-- Task material --
== == ==

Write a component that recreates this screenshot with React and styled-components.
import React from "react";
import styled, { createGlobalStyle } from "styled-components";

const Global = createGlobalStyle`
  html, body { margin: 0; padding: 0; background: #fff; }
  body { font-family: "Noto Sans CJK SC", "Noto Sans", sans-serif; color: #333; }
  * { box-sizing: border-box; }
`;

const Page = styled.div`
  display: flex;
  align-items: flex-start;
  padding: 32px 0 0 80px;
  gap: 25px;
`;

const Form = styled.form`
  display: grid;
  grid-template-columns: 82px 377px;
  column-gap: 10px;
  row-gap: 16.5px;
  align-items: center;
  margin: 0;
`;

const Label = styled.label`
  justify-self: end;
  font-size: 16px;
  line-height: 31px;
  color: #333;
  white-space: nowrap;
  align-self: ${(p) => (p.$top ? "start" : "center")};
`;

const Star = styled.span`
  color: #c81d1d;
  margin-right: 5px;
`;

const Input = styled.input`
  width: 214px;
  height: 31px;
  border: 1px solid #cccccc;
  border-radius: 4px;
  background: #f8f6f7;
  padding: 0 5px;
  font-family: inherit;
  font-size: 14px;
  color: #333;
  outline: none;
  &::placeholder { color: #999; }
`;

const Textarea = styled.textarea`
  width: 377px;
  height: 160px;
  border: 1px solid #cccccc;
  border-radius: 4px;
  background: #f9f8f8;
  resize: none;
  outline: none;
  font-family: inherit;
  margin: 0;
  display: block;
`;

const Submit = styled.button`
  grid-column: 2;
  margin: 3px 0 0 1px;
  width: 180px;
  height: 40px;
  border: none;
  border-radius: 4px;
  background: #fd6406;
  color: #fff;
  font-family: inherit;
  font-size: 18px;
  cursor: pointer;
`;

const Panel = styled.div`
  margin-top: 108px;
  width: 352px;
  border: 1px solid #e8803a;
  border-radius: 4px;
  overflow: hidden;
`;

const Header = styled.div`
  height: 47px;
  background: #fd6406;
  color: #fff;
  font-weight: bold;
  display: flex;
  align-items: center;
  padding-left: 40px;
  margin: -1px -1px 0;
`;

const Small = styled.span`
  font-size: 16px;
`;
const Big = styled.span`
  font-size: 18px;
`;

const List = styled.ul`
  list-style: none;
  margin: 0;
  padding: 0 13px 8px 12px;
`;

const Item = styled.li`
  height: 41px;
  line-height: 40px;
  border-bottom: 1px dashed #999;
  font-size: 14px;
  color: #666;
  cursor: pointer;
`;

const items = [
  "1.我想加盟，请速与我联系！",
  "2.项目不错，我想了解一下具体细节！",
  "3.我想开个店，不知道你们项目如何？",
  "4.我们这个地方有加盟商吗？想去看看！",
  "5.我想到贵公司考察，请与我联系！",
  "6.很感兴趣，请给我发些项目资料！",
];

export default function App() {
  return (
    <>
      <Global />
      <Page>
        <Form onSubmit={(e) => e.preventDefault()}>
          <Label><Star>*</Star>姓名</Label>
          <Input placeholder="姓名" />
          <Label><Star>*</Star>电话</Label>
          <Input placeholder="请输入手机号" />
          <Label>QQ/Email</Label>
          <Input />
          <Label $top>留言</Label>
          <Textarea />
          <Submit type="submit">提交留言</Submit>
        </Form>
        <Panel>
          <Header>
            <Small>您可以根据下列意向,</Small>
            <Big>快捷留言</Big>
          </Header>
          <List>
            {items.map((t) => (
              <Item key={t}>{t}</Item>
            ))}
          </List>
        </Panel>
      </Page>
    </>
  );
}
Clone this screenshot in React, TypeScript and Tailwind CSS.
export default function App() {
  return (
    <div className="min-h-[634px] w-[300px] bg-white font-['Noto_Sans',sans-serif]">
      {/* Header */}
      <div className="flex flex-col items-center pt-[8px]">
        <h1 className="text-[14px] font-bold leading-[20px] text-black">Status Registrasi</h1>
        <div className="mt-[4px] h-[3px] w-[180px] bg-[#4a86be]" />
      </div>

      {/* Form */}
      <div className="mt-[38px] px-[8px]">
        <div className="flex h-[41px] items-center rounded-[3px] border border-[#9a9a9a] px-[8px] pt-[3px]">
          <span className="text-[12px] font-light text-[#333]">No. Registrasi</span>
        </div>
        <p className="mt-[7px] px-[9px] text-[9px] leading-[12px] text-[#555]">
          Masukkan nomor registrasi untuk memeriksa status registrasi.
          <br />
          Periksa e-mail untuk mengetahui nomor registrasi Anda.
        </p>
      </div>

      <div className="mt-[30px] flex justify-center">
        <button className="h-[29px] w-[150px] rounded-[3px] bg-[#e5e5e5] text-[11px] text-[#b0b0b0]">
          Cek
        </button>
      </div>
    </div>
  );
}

== == ==

Where a line holds the string "React", copy that line.

-- Response to the exercise --
Write a component that recreates this screenshot with React and styled-components.
import React from "react";
Clone this screenshot in React, TypeScript and Tailwind CSS.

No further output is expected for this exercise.